I know from attending many pastors conferences that the first question we would ask of one another was generally not ‘How is it with your soul?’ but ‘What is your church doing, how is it growing, how multi-functional is your building, how do you fit it all in to your busy, in other words, successful, ministry?’ (I realise that much of my experience was prior to the admission of many more women into the pastorate, so there was always a lot of testosterone on display at the conferences I attended - but it’s not so long ago - we’re talking THIS millennium, and I don’t expect it’s changed much!!).
In many ways lockdown has been a blessing - freeing us from the tyranny of too many meetings and allowing us time to experience God’s love rather than feel we constantly have to earn it.
John wrote “God is love. Whoever lives (abides) in love lives in God, and God in them.” (1 Jn. 4:16)
Oh to abide in His love, which is like no other. God doesn’t love as we love - we are fickle, we love in the anticipation that our love will be returned and we often remove our love when it is not. We love those we consider deserving of our love. God is not like that. He IS love, he can do nothing else but love us, however undeserving, ungrateful and unresponsive we may be. Love is who he is. His love is not earned, its given.
The person who more than any other taught me that was my beautiful Granddaughter Clementine; born profoundly brain damaged, for the ten years of her precious life she operated at the level of a newborn. Her smiles were dazzling, but she never consciously acknowledged or interacted with anyone. And yet this totally helpless, completely dependent gift of God gave so much.

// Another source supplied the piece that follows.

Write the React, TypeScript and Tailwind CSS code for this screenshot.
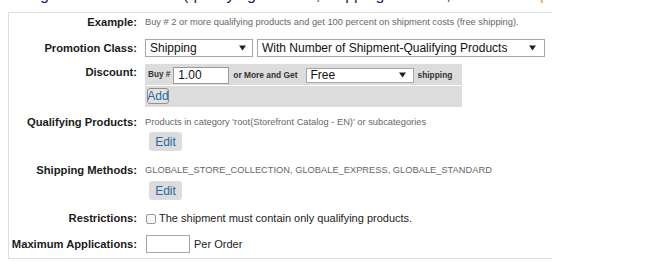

I remember a particular moment, when she was 6 months old. I was holding her on my lap, and I was totally overwhelmed with love for her - not for the first time! But this time I so clearly heard God say to me “This is how I love you - you are as helpless and dependent as Clemmie, you can do nothing to help yourself, or earn my love, and yet I love you with all my heart just as you love this little one”.

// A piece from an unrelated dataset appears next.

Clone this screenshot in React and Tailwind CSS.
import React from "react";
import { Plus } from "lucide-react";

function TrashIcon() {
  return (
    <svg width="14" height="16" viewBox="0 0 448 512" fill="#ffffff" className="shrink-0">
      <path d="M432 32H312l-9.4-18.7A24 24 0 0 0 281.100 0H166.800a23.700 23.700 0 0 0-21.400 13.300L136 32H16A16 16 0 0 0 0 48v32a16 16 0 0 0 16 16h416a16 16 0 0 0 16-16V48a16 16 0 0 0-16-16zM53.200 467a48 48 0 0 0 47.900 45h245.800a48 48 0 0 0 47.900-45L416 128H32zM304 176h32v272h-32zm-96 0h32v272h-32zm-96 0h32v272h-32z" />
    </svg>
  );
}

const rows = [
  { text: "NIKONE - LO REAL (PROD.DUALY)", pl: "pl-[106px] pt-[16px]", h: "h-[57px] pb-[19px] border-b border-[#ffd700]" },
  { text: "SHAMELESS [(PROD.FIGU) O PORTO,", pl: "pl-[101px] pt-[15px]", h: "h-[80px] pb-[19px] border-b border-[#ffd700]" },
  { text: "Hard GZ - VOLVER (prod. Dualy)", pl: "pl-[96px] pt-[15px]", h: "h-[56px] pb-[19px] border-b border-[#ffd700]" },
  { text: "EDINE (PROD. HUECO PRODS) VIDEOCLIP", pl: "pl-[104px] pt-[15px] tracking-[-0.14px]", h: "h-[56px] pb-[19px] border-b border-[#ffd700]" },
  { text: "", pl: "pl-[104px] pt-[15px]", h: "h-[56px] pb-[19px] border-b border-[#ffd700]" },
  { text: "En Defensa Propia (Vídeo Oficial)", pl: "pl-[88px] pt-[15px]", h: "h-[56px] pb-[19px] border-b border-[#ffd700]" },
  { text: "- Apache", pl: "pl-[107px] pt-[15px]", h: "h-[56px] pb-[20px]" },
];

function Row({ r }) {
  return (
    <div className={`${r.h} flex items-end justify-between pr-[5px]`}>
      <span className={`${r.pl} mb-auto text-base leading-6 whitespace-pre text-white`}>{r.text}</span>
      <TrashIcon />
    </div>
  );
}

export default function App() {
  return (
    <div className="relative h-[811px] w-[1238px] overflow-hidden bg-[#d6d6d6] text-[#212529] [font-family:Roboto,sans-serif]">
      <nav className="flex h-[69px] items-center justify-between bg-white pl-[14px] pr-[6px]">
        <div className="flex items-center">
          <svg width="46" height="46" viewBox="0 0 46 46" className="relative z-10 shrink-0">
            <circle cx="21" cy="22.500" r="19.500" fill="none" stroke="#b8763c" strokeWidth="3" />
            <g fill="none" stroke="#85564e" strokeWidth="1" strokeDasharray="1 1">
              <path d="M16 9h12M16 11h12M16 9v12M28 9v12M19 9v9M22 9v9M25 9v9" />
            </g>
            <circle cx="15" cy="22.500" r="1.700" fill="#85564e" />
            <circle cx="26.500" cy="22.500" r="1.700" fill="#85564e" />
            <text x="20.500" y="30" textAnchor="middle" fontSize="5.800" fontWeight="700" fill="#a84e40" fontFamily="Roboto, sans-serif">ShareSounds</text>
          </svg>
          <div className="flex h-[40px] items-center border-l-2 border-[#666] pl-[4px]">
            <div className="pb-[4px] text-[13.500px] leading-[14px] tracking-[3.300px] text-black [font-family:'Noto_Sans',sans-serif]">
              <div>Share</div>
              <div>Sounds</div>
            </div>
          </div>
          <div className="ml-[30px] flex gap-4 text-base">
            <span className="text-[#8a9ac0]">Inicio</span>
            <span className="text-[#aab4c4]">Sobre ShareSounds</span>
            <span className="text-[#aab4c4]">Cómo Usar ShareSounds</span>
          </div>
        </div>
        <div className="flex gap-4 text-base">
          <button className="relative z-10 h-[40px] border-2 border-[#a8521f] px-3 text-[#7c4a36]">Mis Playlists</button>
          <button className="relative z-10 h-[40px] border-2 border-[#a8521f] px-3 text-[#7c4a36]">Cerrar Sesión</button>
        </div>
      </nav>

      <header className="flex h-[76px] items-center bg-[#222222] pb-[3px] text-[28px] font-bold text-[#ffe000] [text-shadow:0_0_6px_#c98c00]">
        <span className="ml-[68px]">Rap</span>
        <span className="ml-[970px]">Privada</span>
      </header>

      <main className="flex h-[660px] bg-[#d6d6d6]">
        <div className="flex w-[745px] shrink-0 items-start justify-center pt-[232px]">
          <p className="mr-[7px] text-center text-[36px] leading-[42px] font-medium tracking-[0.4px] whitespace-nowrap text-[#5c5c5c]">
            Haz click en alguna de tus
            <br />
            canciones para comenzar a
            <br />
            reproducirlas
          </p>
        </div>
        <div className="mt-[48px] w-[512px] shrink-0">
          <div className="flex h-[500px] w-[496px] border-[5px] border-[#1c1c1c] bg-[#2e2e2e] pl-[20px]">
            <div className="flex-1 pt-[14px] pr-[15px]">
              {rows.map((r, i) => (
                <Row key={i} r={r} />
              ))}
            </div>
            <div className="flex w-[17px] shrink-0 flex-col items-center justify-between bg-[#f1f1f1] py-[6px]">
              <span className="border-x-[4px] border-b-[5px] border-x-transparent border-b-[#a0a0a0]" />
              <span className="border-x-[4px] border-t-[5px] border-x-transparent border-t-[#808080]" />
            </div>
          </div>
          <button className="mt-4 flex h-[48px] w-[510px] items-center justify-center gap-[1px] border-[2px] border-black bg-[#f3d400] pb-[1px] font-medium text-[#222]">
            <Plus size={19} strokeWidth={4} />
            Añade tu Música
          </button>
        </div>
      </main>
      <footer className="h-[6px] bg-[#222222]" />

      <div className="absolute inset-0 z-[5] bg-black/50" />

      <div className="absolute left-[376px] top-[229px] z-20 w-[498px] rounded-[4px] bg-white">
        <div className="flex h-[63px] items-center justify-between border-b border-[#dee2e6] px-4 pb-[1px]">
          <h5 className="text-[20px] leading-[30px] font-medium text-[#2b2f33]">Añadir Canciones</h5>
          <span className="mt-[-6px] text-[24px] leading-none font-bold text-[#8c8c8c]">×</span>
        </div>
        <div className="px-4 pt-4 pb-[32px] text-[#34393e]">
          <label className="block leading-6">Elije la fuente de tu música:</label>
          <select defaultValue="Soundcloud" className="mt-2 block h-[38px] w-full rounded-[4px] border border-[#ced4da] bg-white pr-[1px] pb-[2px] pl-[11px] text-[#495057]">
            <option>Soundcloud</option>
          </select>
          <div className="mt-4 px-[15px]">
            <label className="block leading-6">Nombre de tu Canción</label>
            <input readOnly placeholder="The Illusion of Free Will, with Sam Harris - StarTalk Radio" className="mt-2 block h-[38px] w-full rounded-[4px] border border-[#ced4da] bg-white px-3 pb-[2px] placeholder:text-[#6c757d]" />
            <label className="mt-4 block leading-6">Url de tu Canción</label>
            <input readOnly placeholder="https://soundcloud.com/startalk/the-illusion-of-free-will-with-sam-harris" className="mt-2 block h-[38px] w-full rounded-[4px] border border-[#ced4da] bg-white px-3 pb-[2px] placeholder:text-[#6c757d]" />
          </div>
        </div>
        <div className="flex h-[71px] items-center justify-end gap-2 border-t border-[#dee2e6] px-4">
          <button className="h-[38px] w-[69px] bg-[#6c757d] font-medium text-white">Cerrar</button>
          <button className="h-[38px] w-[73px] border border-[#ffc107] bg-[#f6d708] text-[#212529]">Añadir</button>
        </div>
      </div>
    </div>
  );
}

Clemmie could not speak, but her life spoke so powerfully of the way in which we need to embrace brokenness in our own lives and in the lives of others. We are all, without exception, broken vessels, and God’s love and grace finds its perfect expression through brokenness.
Henri Nouwen speaks of the heart as “the place where God dwells and holds you . . a place . . where all of you and all of God can dwell.” Clemmie’s heart was - and is - in that place of abiding – all of her is held and dwells with God.

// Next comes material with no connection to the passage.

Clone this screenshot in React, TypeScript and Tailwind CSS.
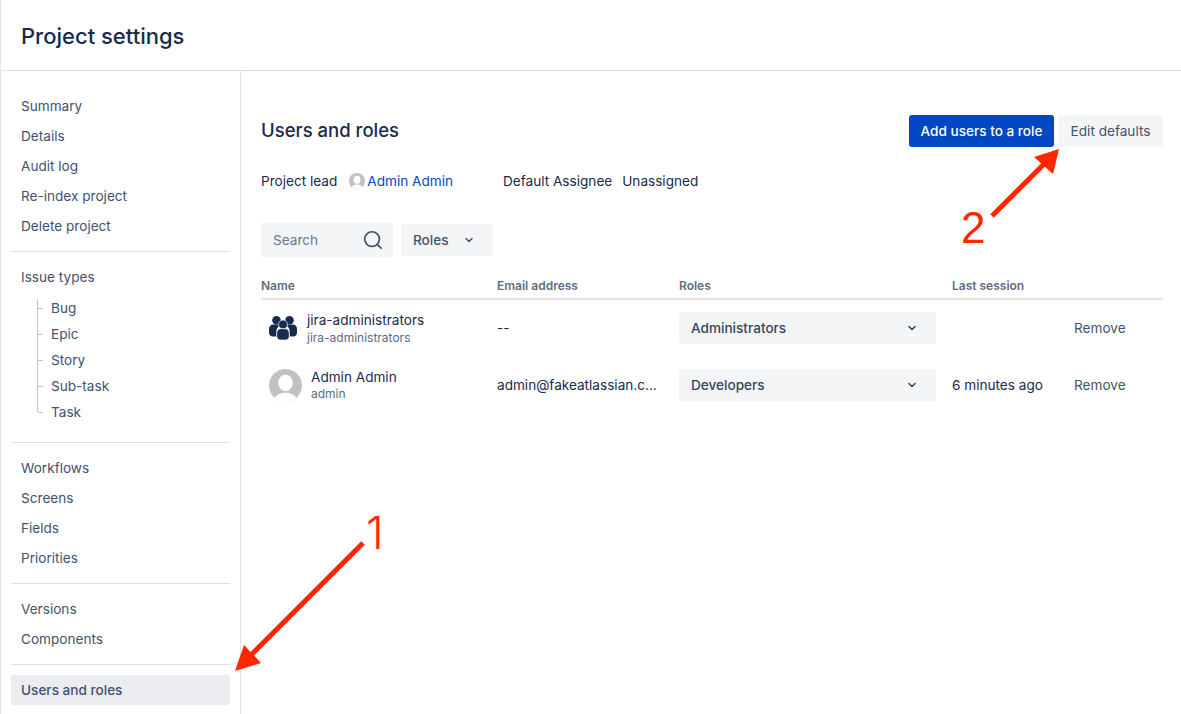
import { ChevronDown, Search } from "lucide-react";

const navGroupTop = ["Summary", "Details", "Audit log", "Re-index project", "Delete project"];
const issueTypes = ["Bug", "Epic", "Story", "Sub-task", "Task"];
const navGroupFlow = ["Workflows", "Screens", "Fields", "Priorities"];
const navGroupRelease = ["Versions", "Components"];

const NavItem = ({ label, active = false }: { label: string; active?: boolean }) => (
  <li
    className={`h-[30px] leading-[30px] px-[10px] rounded-[3px] ${
      active ? "bg-[#ebecf0] font-medium" : ""
    }`}
  >
    {label}
  </li>
);

const Divider = () => <div className="h-px bg-[#dfe1e6]" />;

const Avatar = ({ size }: { size: number }) => (
  <svg width={size} height={size} viewBox="0 0 32 32" className="shrink-0">
    <defs>
      <clipPath id={`avatar-${size}`}>
        <circle cx="16" cy="16" r="16" />
      </clipPath>
    </defs>
    <g clipPath={`url(#avatar-${size})`}>
      <rect width="32" height="32" fill="#c1c1c1" />
      <ellipse cx="16" cy="13.5" rx="7" ry="8" fill="#ffffff" />
      <path d="M3 34c1-8 7-11 13-11s12 3 13 11z" fill="#ffffff" />
    </g>
  </svg>
);

const GroupIcon = () => (
  <svg width="28" height="24" viewBox="0 0 28 24" className="shrink-0" fill="#172b4d">
    <circle cx="7.5" cy="4.3" r="4.300" />
    <circle cx="20.5" cy="4.3" r="4.300" />
    <path d="M0 13c0-3 2-4.600 4-4.600h5c1 0 2 .5 2 1-2 1-3.500 3-3.500 5.200v5.900H4c-2.400 0-4-1.600-4-3.500z" />
    <path d="M28 13c0-3-2-4.600-4-4.600h-5c-1 0-2 .5-2 1 2 1 3.500 3 3.500 5.200v5.900H24c2.400 0 4-1.600 4-3.500z" />
    <circle cx="14" cy="8.500" r="4.500" stroke="#ffffff" strokeWidth="0.7" />
    <path
      d="M7.800 17c0-2.800 2-4.300 4-4.300h4.400c2 0 4 1.500 4 4.300v3.500c0 2.200-1.800 3.500-3.600 3.500h-5.200c-1.800 0-3.600-1.300-3.600-3.500z"
      stroke="#ffffff"
      strokeWidth="0.7"
    />
  </svg>
);

const RoleSelect = ({ role }: { role: string }) => (
  <div className="w-[257px] h-8 rounded-[3px] bg-[#f4f5f7] flex items-center justify-between pl-3 pr-[18px] font-medium text-[#344563]">
    <span>{role}</span>
    <ChevronDown size={12} strokeWidth={3} />
  </div>
);

const rowGrid = "grid grid-cols-[236px_182px_273px_122px_1fr] items-center";

export default function App() {
  return (
    <div className="relative h-[714px] overflow-hidden bg-white border-l border-[#e4e6ea] text-[13.6px] text-[#172b4d] font-['Inter',sans-serif]">
      <header className="h-[71px] border-b border-[#dfe1e6] flex items-center pl-5 pt-[3px]">
        <h1 className="text-[22px] font-medium">Project settings</h1>
      </header>

      <div className="flex h-[643px]">
        {/* Sidebar */}
        <aside className="w-[240px] shrink-0 border-r border-[#dfe1e6] pl-[10px] pr-[10px] pt-5 text-[#42526e]">
          <ul>
            {navGroupTop.map((item) => (
              <NavItem key={item} label={item} />
            ))}
          </ul>
          <div className="mt-[10px]">
            <Divider />
          </div>
          <div className="mt-[10px] h-[30px] leading-[30px] px-[10px]">Issue types</div>
          <ul className="ml-[26px] mt-[3px]">
            {issueTypes.map((item, idx) => (
              <li key={item} className="flex h-[26px]">
                <div
                  className={`w-px bg-[#c1c7d0] ${
                    idx === 0 ? "h-[22px] mt-1" : idx === issueTypes.length - 1 ? "h-[13px]" : "h-full"
                  }`}
                />
                <div className="w-[5px] h-px mt-[13px] bg-[#c1c7d0]" />
                <span className="ml-2 leading-[26px]">{item}</span>
              </li>
            ))}
          </ul>
          <div className="mt-[17px]">
            <Divider />
          </div>
          <ul className="mt-[10px]">
            {navGroupFlow.map((item) => (
              <NavItem key={item} label={item} />
            ))}
          </ul>
          <div className="mt-[10px]">
            <Divider />
          </div>
          <ul className="mt-[10px]">
            {navGroupRelease.map((item) => (
              <NavItem key={item} label={item} />
            ))}
          </ul>
          <div className="mt-[10px]">
            <Divider />
          </div>
          <ul className="mt-[10px]">
            <NavItem label="Users and roles" active />
          </ul>
        </aside>

        {/* Main content */}
        <main className="flex-1 pl-5 pr-[18px] pt-[44px]">
          <div className="flex items-center justify-between h-8">
            <h2 className="text-[18.5px] font-medium">Users and roles</h2>
            <div className="flex gap-1">
              <button className="h-8 w-[145px] rounded-[3px] bg-[#0047c4] text-white font-medium">
                Add users to a role
              </button>
              <button className="h-8 w-[105px] rounded-[3px] bg-[#f4f5f7] text-[#42526e]">
                Edit defaults
              </button>
            </div>
          </div>

          <div className="flex items-center mt-6 h-5">
            <span>Project lead</span>
            <span className="ml-3">
              <Avatar size={16} />
            </span>
            <a className="ml-[2px] text-[#0047c4]">Admin Admin</a>
            <span className="ml-[50px]">Default Assignee</span>
            <span className="ml-[10px]">Unassigned</span>
          </div>

          <div className="flex items-center gap-2 mt-8">
            <div className="w-[132px] h-[34px] rounded-[3px] bg-[#f4f5f7] flex items-center justify-between pl-3 pr-[9px] text-[#6b778c]">
              <span>Search</span>
              <Search size={22} strokeWidth={1.9} className="text-[#42526e]" />
            </div>
            <div className="w-[92px] h-8 rounded-[3px] bg-[#f4f5f7] flex items-center pl-3 font-medium text-[#42526e]">
              <span>Roles</span>
              <ChevronDown size={12} strokeWidth={3} className="ml-[14px]" />
            </div>
          </div>

          <div className={`${rowGrid} mt-5 h-[23px] border-b-2 border-[#dfe1e6] pb-[5px] text-[12px] font-semibold text-[#5e6c84]`}>
            <span>Name</span>
            <span>Email address</span>
            <span>Roles</span>
            <span>Last session</span>
            <span />
          </div>

          <div className="flex flex-col gap-px">
            <div className={`${rowGrid} h-14`}>
              <div className="flex items-center pl-2">
                <GroupIcon />
                <div className="ml-[10px] mt-[2px]">
                  <div className="leading-[18px]">jira-administrators</div>
                  <div className="text-[12px] leading-[18px] text-[#5e6c84]">jira-administrators</div>
                </div>
              </div>
              <span>--</span>
              <RoleSelect role="Administrators" />
              <span />
              <span className="text-[#42526e]">Remove</span>
            </div>

            <div className={`${rowGrid} h-14`}>
              <div className="flex items-center pl-2">
                <Avatar size={33} />
                <div className="ml-[9px]">
                  <div className="leading-[18px]">Admin Admin</div>
                  <div className="text-[12px] leading-[16px] text-[#5e6c84]">admin</div>
                </div>
              </div>
              <span>admin@fakeatlassian.c...</span>
              <RoleSelect role="Developers" />
              <span>6 minutes ago</span>
              <span className="text-[#42526e]">Remove</span>
            </div>
          </div>
        </main>
      </div>

      {/* Red callouts drawn on top of the screenshot */}
      <svg className="absolute inset-0 pointer-events-none" width="1181" height="714" viewBox="0 0 1181 714">
        <line x1="362" y1="543" x2="248" y2="657" stroke="#ff2600" strokeWidth="5" />
        <polygon points="234,671 243,645 260,663" fill="#ff2600" />
        <line x1="991" y1="216" x2="1045" y2="162" stroke="#ff2600" strokeWidth="5" />
        <polygon points="1058,149 1033,157 1052,174" fill="#ff2600" />
      </svg>
      <span className="absolute left-[365px] top-[508px] text-[45px] font-light leading-[50px] text-[#ff2600]">
        1
      </span>
      <span className="absolute left-[960px] top-[203px] text-[44px] leading-[50px] text-[#ff2600] font-['Liberation_Sans',sans-serif]">
        2
      </span>
    </div>
  );
}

Isn’t that where we all long to be? In these uncertain and frightening times, don’t we all want to know that place of safety in God’s arms?
Clemmie was free from all the stuff that gets in the way of my relationship with God - the ego and self-assertion, the conflicting messages, the do’s and don’ts and the regrets - she was God’s with all of her heart. She knew the secret of abiding.
Jesus said “come to me all you who are weary and burdened, and I will give you rest . . for I am gentle and humble in heart, and you will find rest for your souls” Matt.11:28,29.
I’m weary of the anxiety right now Lord, weary of the relentless sadness, weary of a daily diet of bad news, weary of the aching need to hold my children and grandchildren, weary of feeling weary. Help me to take this time of solitude to put my roots down ever deeper into you, to allow you to restore my soul, to know the joy of being loved by you.
Thank you that the authentic Christian life is not about striving but about abiding - in you.
The missionary James Hudson Taylor put it thus
“Not a striving to have faith . . . . but a resting in the Loved One entirely, for time and eternity.
. . . . I looked to Jesus, and when I saw––oh, how joy flowed!